I can't seem to find a compelling passage or example in the standard that directly addresses the issue of calling a constexpr member function on a non-constexpr instance, but here are some that may be of help (from draft N4140):
[C++14: 7.1.5/5]:
For a non-template, non-defaulted constexpr function or a non-template, non-defaulted, non-inheriting
constexpr constructor, if no argument values exist such that an invocation of the function or constructor
could be an evaluated subexpression of a core constant expression (5.19), the program is ill-formed; no
diagnostic required.
constexpr int f(bool b)
{ return b ? throw 0 : 0; } // OK
constexpr int f() { return f(true); } // ill-formed, no diagnostic required
From this I take that the program is not outright ill-formed just because a constexpr function has a possible non-constexpr path.
[C++14: 5.19]:
int x; // not constant
struct A {
constexpr A(bool b) : m(b?42:x) { }
int m;
};
constexpr int v = A(true).m; // OK: constructor call initializes
// m with the value 42
constexpr int w = A(false).m; // error: initializer for m is
// x, which is non-constant
This is somewhat closer to your example programs, here a constexpr constructor may reference a non-constexpr variable depending on the value of the argument, but there is no error if this path is not actually taken.
So I don't think either program you presented should be ill-formed, but I cannot offer convincing proof :)
This sounds like a quiz question, and not presented by a student, but the professor testing the public on stackoverflow, but let's see...
Let's start with the One Definition Rule. It's clear neither version violates that, so they both pass that part.
Then, to syntax. Neither have syntax failures, they'll both compile without issue if you don't mind the potential blend of a syntax and semantic issue.
First, the simpler semantic issue. This isn't a syntax problem, but f(), in both versions, is the member of a struct, and the function clearly makes no change to the owning struct, it's returning a constant. Although the function is declared constexpr, it is not declared as const, which means if there were some reason to call this as a runtime function, it would generate an error if that attempt were made on a const S. That affects both versions.
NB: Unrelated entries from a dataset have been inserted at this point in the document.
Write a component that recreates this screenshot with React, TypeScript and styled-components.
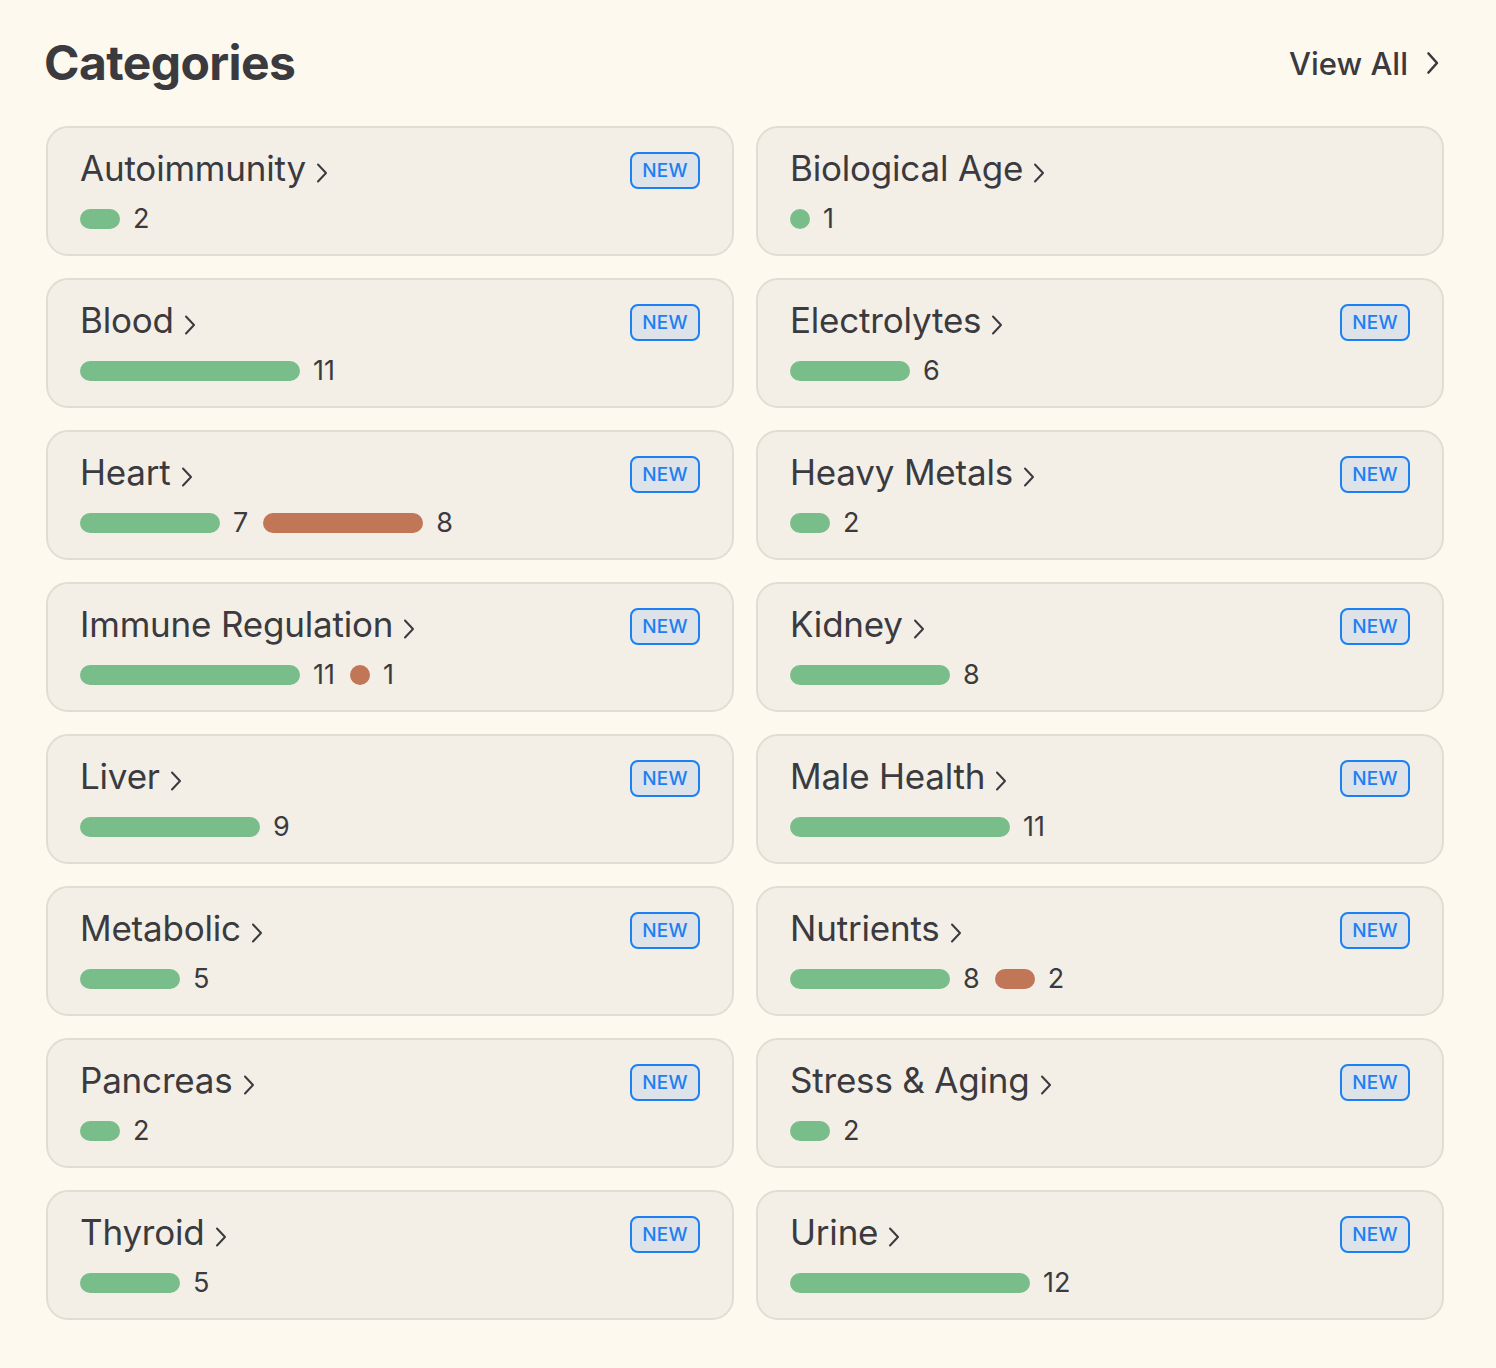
import React from "react";
import styled, { createGlobalStyle } from "styled-components";

const GlobalStyle = createGlobalStyle`
  html, body {
    margin: 0;
    padding: 0;
    background: #fdf9ee;
  }
  body {
    font-family: Inter, "Noto Sans", "Liberation Sans", sans-serif;
    color: #3a3a3f;
    -webkit-font-smoothing: antialiased;
  }
`;

const Page = styled.div`
  padding: 30px 52px 40px 46px;
`;

const Header = styled.header`
  display: flex;
  align-items: center;
  justify-content: space-between;
  height: 66px;
  margin-bottom: 30px;
`;

const Title = styled.h1`
  margin: 0 0 0 -2px;
  font-size: 48px;
  font-weight: 700;
  letter-spacing: -0.6px;
  color: #3a3a3f;
  line-height: 1;
`;

const ViewAll = styled.a`
  display: flex;
  align-items: center;
  gap: 18px;
  font-size: 31px;
  font-weight: 500;
  color: #3a3a3f;
  text-decoration: none;
  cursor: pointer;
  margin-right: 4px;
`;

const Grid = styled.div`
  display: grid;
  grid-template-columns: 1fr 1fr;
  column-gap: 22px;
  row-gap: 22px;
`;

const Card = styled.div`
  background: #f3efe7;
  border: 2px solid #e2ddd2;
  border-radius: 22px;
  padding: 19px 32px 20px 32px;
  height: 130px;
  box-sizing: border-box;
  display: flex;
  flex-direction: column;
  gap: 15px;
  cursor: pointer;
`;

const TopRow = styled.div`
  display: flex;
  align-items: flex-start;
  justify-content: space-between;
`;

const Name = styled.div`
  display: flex;
  align-items: center;
  gap: 10px;
  font-size: 35px;
  font-weight: 400;
  line-height: 43px;
  color: #3a3a3f;
  letter-spacing: -0.2px;
`;

const Chevron = styled.svg`
  flex: none;
  margin-top: 8px;
`;

const Badge = styled.span`
  margin-top: 5px;
  display: inline-flex;
  align-items: center;
  justify-content: center;
  width: 70px;
  height: 37px;
  box-sizing: border-box;
  border: 2px solid #1b80f2;
  border-radius: 8px;
  background: #dee2e9;
  color: #1b80f2;
  font-size: 19px;
  font-weight: 500;
  letter-spacing: 0.2px;
`;

const Stats = styled.div`
  display: flex;
  align-items: center;
  gap: 13px;
  height: 28px;
`;

const Bar = styled.span<{ $tone: "good" | "bad" }>`
  display: block;
  height: 20px;
  border-radius: 10px;
  background: ${(p) => (p.$tone === "good" ? "#79bd8b" : "#c17757")};
`;

const Count = styled.span`
  font-size: 27px;
  line-height: 28px;
  color: #3a3a3f;
  margin-right: 2px;
`;

type Seg = { n: number; tone: "good" | "bad" };
type Cat = { name: string; isNew: boolean; segs: Seg[] };

const g = (n: number): Seg => ({ n, tone: "good" });
const b = (n: number): Seg => ({ n, tone: "bad" });

const categories: Cat[] = [
  { name: "Autoimmunity", isNew: true, segs: [g(2)] },
  { name: "Biological Age", isNew: false, segs: [g(1)] },
  { name: "Blood", isNew: true, segs: [g(11)] },
  { name: "Electrolytes", isNew: true, segs: [g(6)] },
  { name: "Heart", isNew: true, segs: [g(7), b(8)] },
  { name: "Heavy Metals", isNew: true, segs: [g(2)] },
  { name: "Immune Regulation", isNew: true, segs: [g(11), b(1)] },
  { name: "Kidney", isNew: true, segs: [g(8)] },
  { name: "Liver", isNew: true, segs: [g(9)] },
  { name: "Male Health", isNew: true, segs: [g(11)] },
  { name: "Metabolic", isNew: true, segs: [g(5)] },
  { name: "Nutrients", isNew: true, segs: [g(8), b(2)] },
  { name: "Pancreas", isNew: true, segs: [g(2)] },
  { name: "Stress & Aging", isNew: true, segs: [g(2)] },
  { name: "Thyroid", isNew: true, segs: [g(5)] },
  { name: "Urine", isNew: true, segs: [g(12)] },
];

const SmallChevron = () => (
  <Chevron width="12" height="22" viewBox="0 0 12 22" fill="none">
    <path d="M2 2.5 L10 11 L2 19.5" stroke="#3a3a3f" strokeWidth="2" strokeLinecap="round" strokeLinejoin="round" />
  </Chevron>
);

export default function App() {
  return (
    <>
      <GlobalStyle />
      <Page>
        <Header>
          <Title>Categories</Title>
          <ViewAll>
            View All
            <svg width="14" height="24" viewBox="0 0 14 24" fill="none">
              <path d="M2.5 2.5 L11 12 L2.5 21.5" stroke="#3a3a3f" strokeWidth="2.6" strokeLinecap="round" strokeLinejoin="round" />
            </svg>
          </ViewAll>
        </Header>
        <Grid>
          {categories.map((c) => (
            <Card key={c.name}>
              <TopRow>
                <Name>
                  {c.name}
                  <SmallChevron />
                </Name>
                {c.isNew && <Badge>NEW</Badge>}
              </TopRow>
              <Stats>
                {c.segs.map((s, i) => (
                  <React.Fragment key={i}>
                    <Bar $tone={s.tone} style={{ width: s.n * 20 }} />
                    <Count>{s.n}</Count>
                  </React.Fragment>
                ))}
              </Stats>
            </Card>
          ))}
        </Grid>
      </Page>
    </>
  );
}
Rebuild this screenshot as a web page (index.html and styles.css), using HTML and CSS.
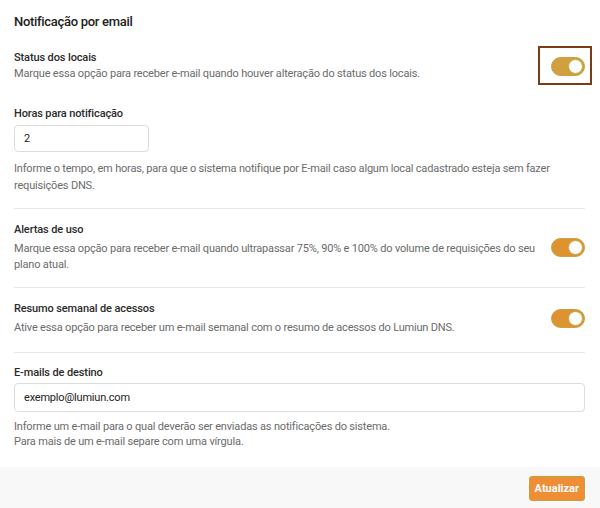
FILE: index.html
```html
<!DOCTYPE html>
<html lang="pt-BR">
<head>
    <meta charset="UTF-8">
    <title>Notificação por email</title>
    <link rel="stylesheet" href="styles.css">
</head>
<body>
    <form class="panel">
        <h2 class="title">Notificação por email</h2>

        <!-- status dos locais + horas -->
        <div class="section first">
            <div class="row">
                <div class="text">
                    <p class="label">Status dos locais</p>
                    <p class="desc">Marque essa opção para receber e-mail quando houver alteração do status dos locais.</p>
                </div>
                <label class="switch focused"><input type="checkbox" checked><span class="track"></span></label>
            </div>

            <p class="label field-label">Horas para notificação</p>
            <input type="text" class="input small" value="2">
            <p class="desc help">Informe o tempo, em horas, para que o sistema notifique por E-mail caso algum local cadastrado esteja sem fazer requisições DNS.</p>
        </div>

        <div class="section">
            <div class="row">
                <div class="text">
                    <p class="label">Alertas de uso</p>
                    <p class="desc">Marque essa opção para receber e-mail quando ultrapassar 75%, 90% e 100% do volume de requisições do seu plano atual.</p>
                </div>
                <label class="switch"><input type="checkbox" checked><span class="track"></span></label>
            </div>
        </div>

        <div class="section resumo">
            <div class="row">
                <div class="text">
                    <p class="label">Resumo semanal de acessos</p>
                    <p class="desc">Ative essa opção para receber um e-mail semanal com o resumo de acessos do Lumiun DNS.</p>
                </div>
                <label class="switch"><input type="checkbox" checked><span class="track"></span></label>
            </div>
        </div>

        <div class="section last">
            <p class="label field-label">E-mails de destino</p>
            <input type="text" class="input" value="exemplo@lumiun.com">
            <p class="desc help">Informe um e-mail para o qual deverão ser enviadas as notificações do sistema.<br>Para mais de um e-mail separe com uma vírgula.</p>
        </div>
    </form>

    <div class="footer">
        <button type="button" class="btn">Atualizar</button>
    </div>
</body>
</html>
```

FILE: styles.css
```css
body {
    margin: 0;
    font-family: Roboto, "Liberation Sans", Arial, sans-serif;
    background-color: #ffffff;
    color: #333;
}

.panel {
    padding: 12px 15px 0 14px;
}

.title {
    margin: 0;
    font-size: 13px;
    line-height: 20px;
    font-weight: 500;
    letter-spacing: -0.3px;
    color: #222;
}

p {
    margin: 0;
}

.section {
    padding: 13px 0 14px 0;
    border-bottom: 1px solid #e8e8e8;
}

.section.first {
    padding-top: 18px;
    padding-bottom: 14px;
}

.section.resumo {
    padding-bottom: 16px;
}

.section.last {
    border-bottom: none;
    padding-top: 12px;
    padding-bottom: 18px;
}

.row {
    display: flex;
    align-items: center;
    justify-content: space-between;
    gap: 10px;
}

.label {
    font-size: 11px;
    line-height: 16px;
    font-weight: 500;
    letter-spacing: -0.12px;
    color: #2b2b2b;
}

.desc {
    font-size: 11px;
    line-height: 16px;
    letter-spacing: -0.18px;
    color: #6b6b6b;
}

.text .desc {
    margin-top: 3px;
}

.first .text .desc {
    margin-top: 0;
}

.field-label {
    margin-top: 24px;
}

.section.last .field-label {
    margin-top: 0;
}

.input {
    display: block;
    box-sizing: border-box;
    width: 100%;
    height: 29px;
    margin-top: 2px;
    padding: 0 9px;
    border: 1px solid #dcdcdc;
    border-radius: 4px;
    font-family: inherit;
    font-size: 11px;
    letter-spacing: -0.2px;
    color: #222;
}

.input.small {
    width: 135px;
    height: 27px;
    margin-top: 3px;
}

.help {
    margin-top: 8px;
    line-height: 17px;
}

.section.last .help {
    margin-top: 7px;
    line-height: 15px;
}

/* toggle */
.switch {
    position: relative;
    flex: none;
    display: block;
    width: 34px;
    height: 19px;
}

.switch input {
    display: none;
}

.track {
    display: block;
    box-sizing: border-box;
    width: 34px;
    height: 19px;
    border-radius: 10px;
    background-color: #dd9330;
    border: 1px solid #c9a13e;
    position: relative;
}

.track::after {
    content: "";
    position: absolute;
    top: 1px;
    right: 1px;
    width: 15px;
    height: 15px;
    box-sizing: border-box;
    border-radius: 50%;
    background-color: #ffffff;
    border: 1px solid #c9a13e;
}

.switch.focused .track {
    background-color: #d0a03e;
}

.switch.focused::after {
    content: "";
    position: absolute;
    left: -13px;
    right: -7px;
    top: -11px;
    bottom: -9px;
    border: 2px solid #7a3c14;
}

.footer {
    display: flex;
    justify-content: flex-end;
    padding: 9px 15px 8px 0;
    background-color: #f9f8f8;
}

.btn {
    height: 25px;
    padding: 0 5px;
    background-color: #f08e36;
    border: 1px solid #c2a23f;
    border-radius: 3px;
    color: #ffffff;
    font-family: inherit;
    font-size: 11px;
    font-weight: 700;
    cursor: pointer;
}
```
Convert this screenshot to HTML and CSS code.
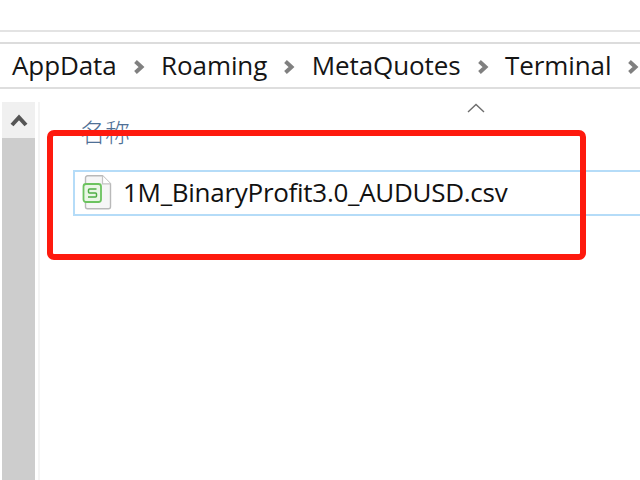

Now, the potentially ambiguous return g(S()); Clearly the outer g is a function call, but S may not be so clear as it would be if written return g(S{}); With {} initializing S, there would be no ambiguity in the future should struct S be expanded with an operator() (the struct nearly resembles a functor already). The constructor invoked is automatically generated now, and there is no operator() to create confusion for the compiler at this version, but modern C++14 is supposed to offer clearer alternatives to avoid the "Most Vexing Parse", which g(S()) resembles.
So, I'd have to say that based on semantic rules, they both fail (not so badly though).